The word “spoiled” is the Greek word apekduomai, which means to strip off or to put off as one would put off his garments. This word could depict the disarming of an enemy—literally stripping his weaponry and artillery from him and leaving him without any weapons with which to respond. One scholar has noted that it refers to stripping one to the point of complete nakedness. By using this word, the Holy Spirit tells us that when Jesus arose from the dead, He thoroughly plundered the enemy!

Furthermore, when Jesus’ sacking and plundering of hell’s powers was complete and His mission was accomplished, Paul tells us that He rubbed this defeat in the devil’s face by throwing the biggest party the universe had ever seen! Colossians 2:15 says, “And having spoiled principalities and powers, he made a shew of them openly, triumphing over them in it.”

The word “shew” is taken from the word deigmatidzo, and it literally means to display or to expose something. It was used in classical Greek writing to denote the display of captives, weaponry, and trophies that were seized during war on foreign soil. Once the war was finished and the battle was won, the reigning emperor would return home and victoriously display and expose the treasures, trophies, weaponry, and captives that he had seized during his military conquest. This was a grand moment of celebration for the victor—but it was a humiliating experience for the defunct foe.
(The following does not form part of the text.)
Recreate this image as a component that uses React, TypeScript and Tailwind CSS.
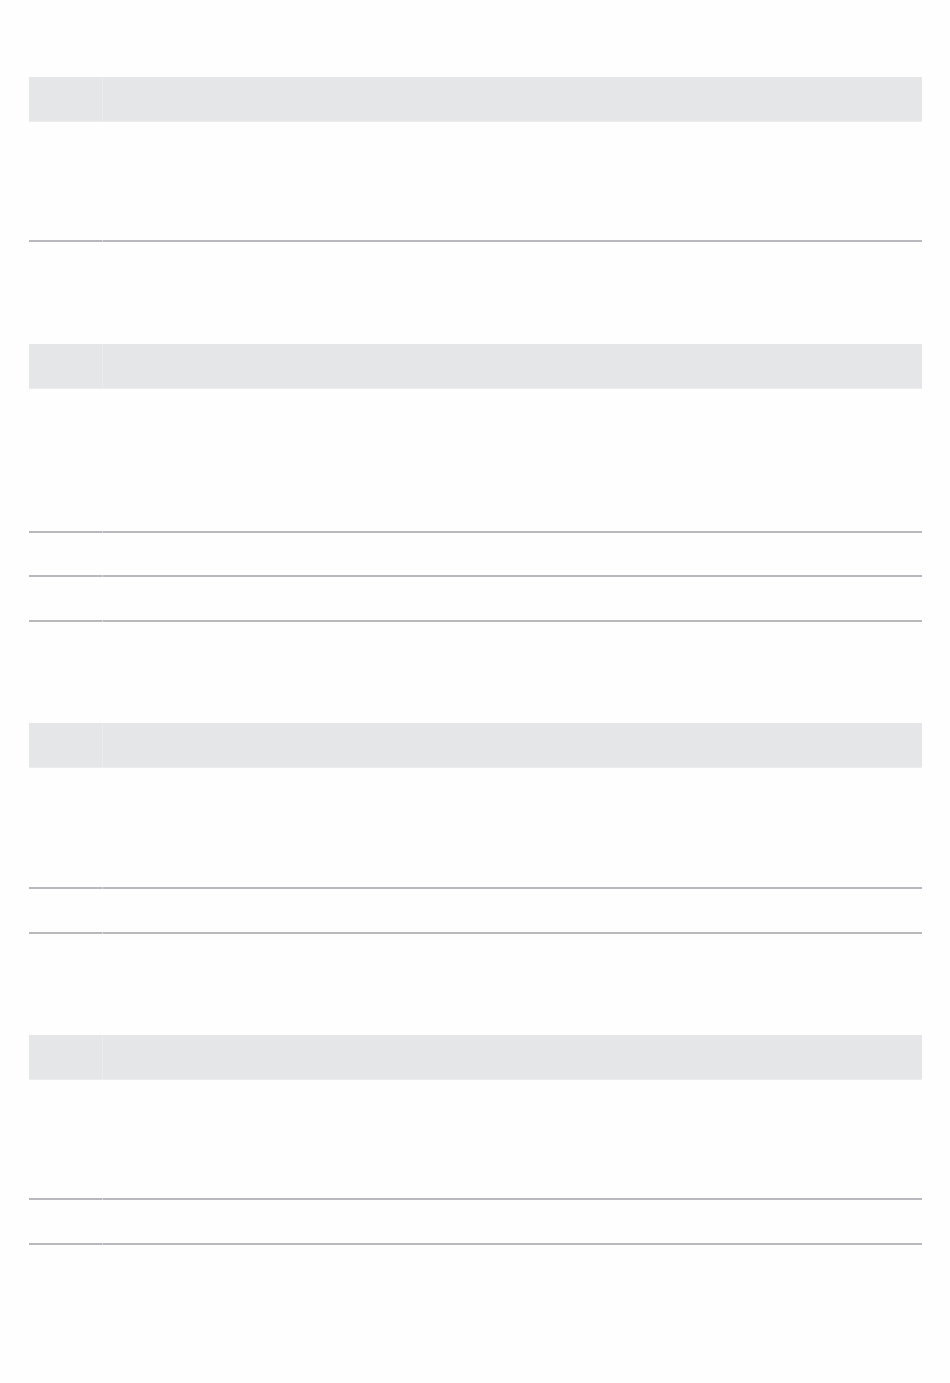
import React from "react";

type TableSpec = { rows: number[]; mt: string };

const tables: TableSpec[] = [
  { rows: [118], mt: "mt-0" },
  { rows: [142, 42, 43], mt: "mt-[102px]" },
  { rows: [119, 43], mt: "mt-[101px]" },
  { rows: [118, 43], mt: "mt-[101px]" },
];

function HeaderRow() {
  return (
    <div className="flex h-[45px]">
      <div className="w-[73px] bg-[#e5e6e7] border-b border-[#ededee]" />
      <div className="w-px bg-[#ececed]" />
      <div className="flex-1 bg-[#e5e6e7] border-b border-[#ededee]" />
    </div>
  );
}

function BodyRow({ h }: { h: number }) {
  return (
    <div className="flex">
      <div className="w-[73px] border-b-2 border-[#b9b9bd]" style={{ height: h + 2 }} />
      <div className="w-px border-b-2 border-[#d6d6d9]" style={{ height: h + 2 }} />
      <div className="flex-1 border-b-2 border-[#b9b9bd]" style={{ height: h + 2 }} />
    </div>
  );
}

export default function App() {
  return (
    <div className="min-h-[1383px] w-[950px] bg-[#fefefe] pt-[77px] pl-[29px] pr-[28px] font-['Liberation_Sans',sans-serif]">
      <div className="flex flex-col">
        {tables.map((t, i) => (
          <div key={i} className={`flex flex-col ${t.mt}`}>
            <HeaderRow />
            {t.rows.map((h, j) => (
              <BodyRow key={j} h={h} />
            ))}
          </div>
        ))}
      </div>
    </div>
  );
}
But wait—there is still more to Colossians 2:15 that you must understand. Paul goes on to tell us that “… he made a shew of them openly….” The word “openly” is taken from the Greek word parresia, which is used throughout the books of the New Testament to denote boldness, confidence, or something that is done blatantly or even publicly. By using the word parresia, Paul declares that when this heavenly party and celebration of Jesus’ victory commenced, it was no quiet affair! On the contrary—He boldly, confidently, loudly, blatantly, and publicly exposed and displayed this now-defunct foe to the heavenly hosts! It was the greatest celebration in history!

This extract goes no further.